As one of the founders of the 350.org campaign, McKibben draws on the power of the arts to catalyze action on climate change in cities around the world. Using media as diverse as comics, music videos, documentary photography, spoken word poetry, reverse graffiti, performance, puppetry, and aerial art, 350.org is harnessing the energy of artists in unique ways. In Istanbul, activists created a giant inflatable sculpture of lungs, inspired by the art of Artur von Balen, to highlight the effects of CO2 emissions on human health. Working with artists in Lima, Peru, activists designed “Casa Activa,” an arts and activism center that exemplifies what a sustainable future could look like. These and other projects are demonstrating that cities can be used for artistic activism in multiple ways, as inspiration, as material, and as exhibition site.

By cultivating imagination, engagement, connection, and reflection, artists help us to think critically and creatively about ecological degradation, resource extraction, climate change, and other environmental issues. They explore, analyze, and critique the complex materiality and social contexts of urban centers, often leading to innovative sustainability solutions. They demonstrate that the arts make for powerful and personal learning experiences that transcend age and life-stage, inviting citizens to engage with their cities through emotional and creative lenses, and helping to shift attitudinal change into action about and for sustainability.

Greene (1995) referred to this power as “social imagination,” that is, the capacity “to invent visions of what should be and what might be in our deficit society, on the streets where we live, [and] in our schools” (p. 5). Eisner (2002) recognized the similarity between the arts and sciences: “this is what the scientists and artists do; they perceive what is, but imagine what might be, and then use their knowledge, their technical skills, and their sensibilities to pursue what they have imagined” (p. 199). For many then, the arts are a form of research in their own right; they “provide a special way of coming to understand something and how it represents what we know about the world” (Sullivan, 2004, p. 61).
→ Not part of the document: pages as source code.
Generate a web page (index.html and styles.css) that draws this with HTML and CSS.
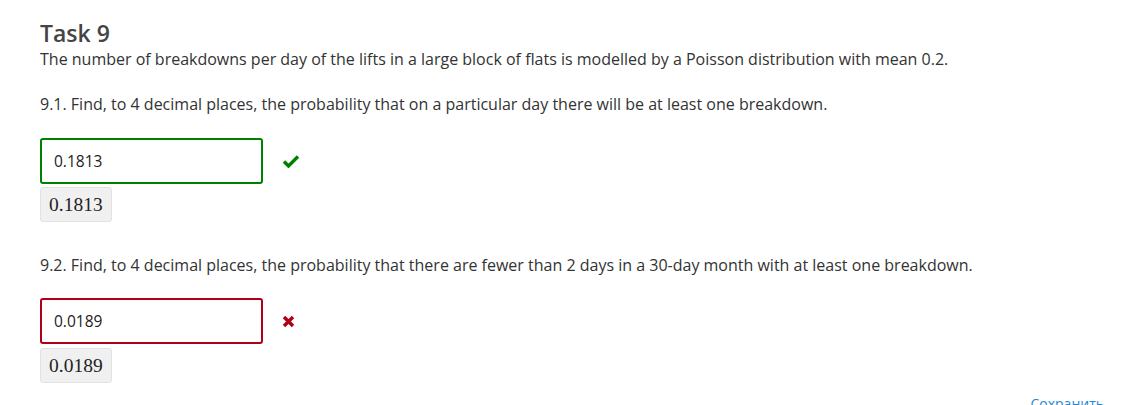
FILE: index.html
```html
<!DOCTYPE html>
<html>
<head>
<meta charset="utf-8">
<link rel="stylesheet" href="styles.css">
</head>
<body>
<div class="task">
  <h2 class="title">Task 9</h2>
  <p class="intro">The number of breakdowns per day of the lifts in a large block of flats is modelled by a Poisson distribution with mean 0.2.</p>

  <div class="part first">
    <p class="question">9.1. Find, to 4 decimal places, the probability that on a particular day there will be at least one breakdown.</p>
    <div class="answer-row">
      <input class="answer correct" type="text" value="0.1813">
      <svg class="mark" width="18" height="14" viewBox="0 0 18 14"><path d="M2 7.5 L6.5 12 L16 2.5" fill="none" stroke="#008000" stroke-width="3.4"/></svg>
    </div>
    <div class="preview">0.1813</div>
  </div>

  <div class="part second">
    <p class="question">9.2. Find, to 4 decimal places, the probability that there are fewer than 2 days in a 30-day month with at least one breakdown.</p>
    <div class="answer-row">
      <input class="answer wrong" type="text" value="0.0189">
      <svg class="mark cross" width="13" height="13" viewBox="0 0 13 13"><path d="M2 2 L11 11 M11 2 L2 11" fill="none" stroke="#b00018" stroke-width="3.4"/></svg>
    </div>
    <div class="preview">0.0189</div>
  </div>

  <div class="footer"><a class="save" href="#">Сохранить</a></div>
</div>
</body>
</html>
```
FILE: styles.css
```css
html, body {
  margin: 0;
  padding: 0;
  background: #fff;
}
body {
  font-family: "Open Sans", "Liberation Sans", sans-serif;
  font-size: 16px;
  color: #333;
  overflow: hidden;
}
.task {
  padding: 18px 0 0 40px;
}
.title {
  margin: 0;
  font-size: 23px;
  font-weight: 600;
  line-height: 30px;
  color: #444;
}
.intro {
  margin: 0;
  line-height: 22px;
}
.part.first {
  margin-top: 23px;
}
.part.second {
  margin-top: 32px;
}
.question {
  margin: 0;
  line-height: 22px;
}
.answer-row {
  margin-top: 22px;
  display: flex;
  align-items: center;
  gap: 19px;
}
.part.first .answer-row {
  margin-top: 23px;
}
.answer {
  box-sizing: border-box;
  width: 223px;
  height: 46px;
  border: 2px solid #008000;
  border-radius: 3px;
  padding: 0 12px;
  font-family: "Open Sans", "Liberation Sans", sans-serif;
  font-size: 15.5px;
  color: #222;
  outline: none;
  background: #fff;
}
.answer.wrong {
  border-color: #b00018;
}
.mark {
  display: block;
}
.preview {
  display: inline-block;
  margin-top: 3px;
  padding: 4px 8px;
  background: #f0f0f0;
  border: 1px solid #e2e2e2;
  border-radius: 3px;
  font-family: "Liberation Serif", "Times New Roman", serif;
  font-size: 19.5px;
  line-height: 25px;
  color: #222;
}
.part.second .preview {
  margin-top: 4px;
}
.footer {
  display: flex;
  justify-content: flex-end;
  margin-top: 11px;
  padding-right: 28px;
}
.save {
  color: #2a85cf;
  text-decoration: none;
  font-size: 14px;
}
```
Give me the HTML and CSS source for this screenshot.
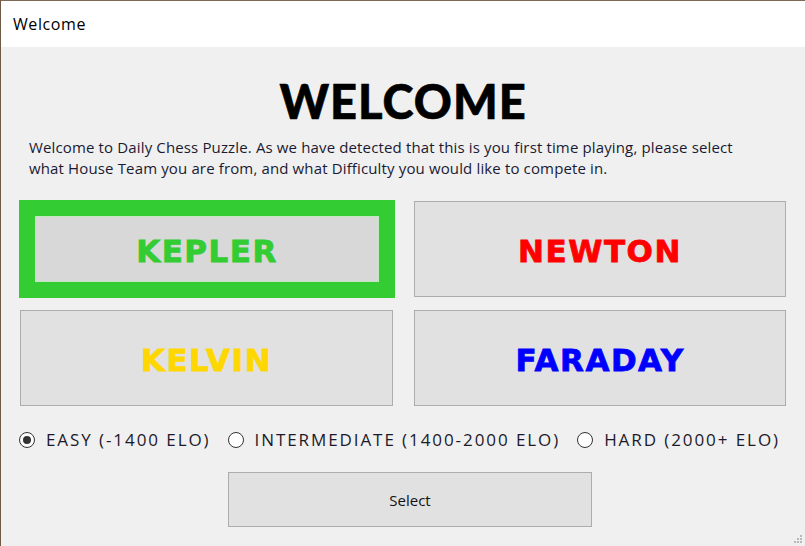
FILE: index.html
```html
<!DOCTYPE html>
<html>
<head>
<meta charset="utf-8">
<link rel="stylesheet" href="styles.css">
</head>
<body>
<div class="window">
  <div class="titlebar">Welcome</div>
  <div class="content">
    <h1 class="heading">WELCOME</h1>
    <p class="intro">Welcome to Daily Chess Puzzle. As we have detected that this is you first time playing, please select<br>what House Team you are from, and what Difficulty you would like to compete in.</p>
    <div class="houses">
      <div class="house house-kepler selected"><div class="house-inner">KEPLER</div></div>
      <div class="house house-newton">NEWTON</div>
      <div class="house house-kelvin">KELVIN</div>
      <div class="house house-faraday">FARADAY</div>
    </div>
    <div class="levels">
      <label class="level"><span class="radio checked"></span>EASY (-1400 ELO)</label>
      <label class="level"><span class="radio"></span>INTERMEDIATE (1400-2000 ELO)</label>
      <label class="level"><span class="radio"></span>HARD (2000+ ELO)</label>
    </div>
    <div class="actions">
      <div class="select-btn">Select</div>
    </div>
  </div>
  <svg class="grip" width="10" height="10" viewBox="0 0 10 10">
    <rect x="7" y="1" width="2" height="2" fill="#b8b8b8"/>
    <rect x="4" y="4" width="2" height="2" fill="#b8b8b8"/>
    <rect x="7" y="4" width="2" height="2" fill="#b8b8b8"/>
    <rect x="1" y="7" width="2" height="2" fill="#b8b8b8"/>
    <rect x="4" y="7" width="2" height="2" fill="#b8b8b8"/>
    <rect x="7" y="7" width="2" height="2" fill="#b8b8b8"/>
  </svg>
</div>
</body>
</html>
```
FILE: styles.css
```css
html, body {
  margin: 0;
  padding: 0;
  width: 805px;
  height: 546px;
  overflow: hidden;
}
.window {
  position: relative;
  width: 805px;
  height: 546px;
  box-sizing: border-box;
  border-top: 1px solid #7d6a55;
  border-left: 1px solid #6e5a44;
  background: #f0f0f0;
  font-family: "Open Sans", sans-serif;
}
.titlebar {
  height: 46px;
  background: #ffffff;
  font-family: "Open Sans", "Noto Sans", sans-serif;
  font-size: 16px;
  letter-spacing: 0.6px;
  color: #000;
  line-height: 46px;
  padding-left: 12px;
}
.content {
  padding: 0 0 0 18px;
}
.heading {
  margin: 26px 0 0 0;
  text-align: center;
  font-family: Lato, sans-serif;
  font-weight: 900;
  font-size: 47px;
  line-height: 56px;
  letter-spacing: 1px;
  color: #000;
  padding-right: 18px;
  -webkit-text-stroke: 0.6px #000;
}
.intro {
  margin: 8px 0 0 10px;
  font-size: 15px;
  letter-spacing: 0.14px;
  line-height: 21px;
  color: #1a1a33;
}
.houses {
  margin-top: 21px;
  display: grid;
  grid-template-columns: 376px 372px;
  grid-template-rows: 98px 96px;
  column-gap: 19px;
  row-gap: 12px;
}
.house {
  box-sizing: border-box;
  background: #e1e1e1;
  border: 1px solid #adadad;
  display: flex;
  align-items: center;
  justify-content: center;
  font-family: "DejaVu Sans", sans-serif;
  font-weight: 700;
  font-size: 31px;
  letter-spacing: 1.5px;
  padding-top: 3px;
}
.house-kepler {
  background: #33cc33;
  border: none;
  padding: 16px;
  align-items: stretch;
  justify-content: stretch;
}
.house-inner {
  flex: 1;
  background: #d8d8d8;
  border: 1px solid #bfe8bf;
  display: flex;
  align-items: center;
  justify-content: center;
  color: #33cc33;
  padding-top: 3px;
  -webkit-text-stroke: 0.8px #33cc33;
}
.house-newton {
  color: #ff0000;
  height: 96px;
  align-self: center;
  -webkit-text-stroke: 0.8px #ff0000;
}
.house-kelvin {
  color: #ffd700;
  width: 373px;
  margin-left: 1px;
  height: 96px;
  -webkit-text-stroke: 0.8px #ffd700;
}
.house-faraday {
  color: #0000ff;
  height: 96px;
  -webkit-text-stroke: 0.8px #0000ff;
}
.levels {
  margin-top: 22px;
  display: flex;
  align-items: center;
  font-size: 17px;
  letter-spacing: 1.92px;
  color: #1c1a2a;
}
.level {
  display: flex;
  align-items: center;
  margin-right: 17px;
}
.radio {
  box-sizing: border-box;
  width: 16px;
  height: 16px;
  border: 1px solid #333;
  border-radius: 50%;
  background: #fff;
  margin-right: 11px;
  display: inline-flex;
  align-items: center;
  justify-content: center;
}
.radio.checked::after {
  content: "";
  width: 8px;
  height: 8px;
  border-radius: 50%;
  background: #333;
}
.actions {
  margin-top: 21px;
  padding-left: 209px;
}
.select-btn {
  box-sizing: border-box;
  width: 364px;
  height: 55px;
  background: #e1e1e1;
  border: 1px solid #adadad;
  display: flex;
  align-items: center;
  justify-content: center;
  font-size: 15px;
  color: #111;
}
.grip {
  position: absolute;
  right: 2px;
  bottom: 2px;
}
```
For urban dwellers, opportunities abound for becoming involved in arts-based creation, research, and activism. For example, student teachers at the University of Toronto regularly engage with its public eco-art collection; inspired by what they experience, many join the eco-art club looking to contribute to the next installation. For some, this is the start of engagement with the creative process or their own form of artistic activism; for others, it provides insights about how to do an environmental art project with their own students.

Engaging with environmental education through art-making

Visual artists have been creatively addressing environmental issues in cities for decades, inspiring teaching and learning across multiple educational settings. Alan Sonfist recreated the history of nature in urban spaces (“Time Landscape,” 1978); Agnes Denes planted a brownfield with wheat to raise questions about food security (“Wheatfield: A Confrontation,” 1982); and Joseph Beuys invited citizens to collaboratively combat urban deforestation (“7000 Oaks Project,” 1982).

Environmental arts cultivate imagination and provoke reflection, helping citizens to think critically and creatively about environmental issues.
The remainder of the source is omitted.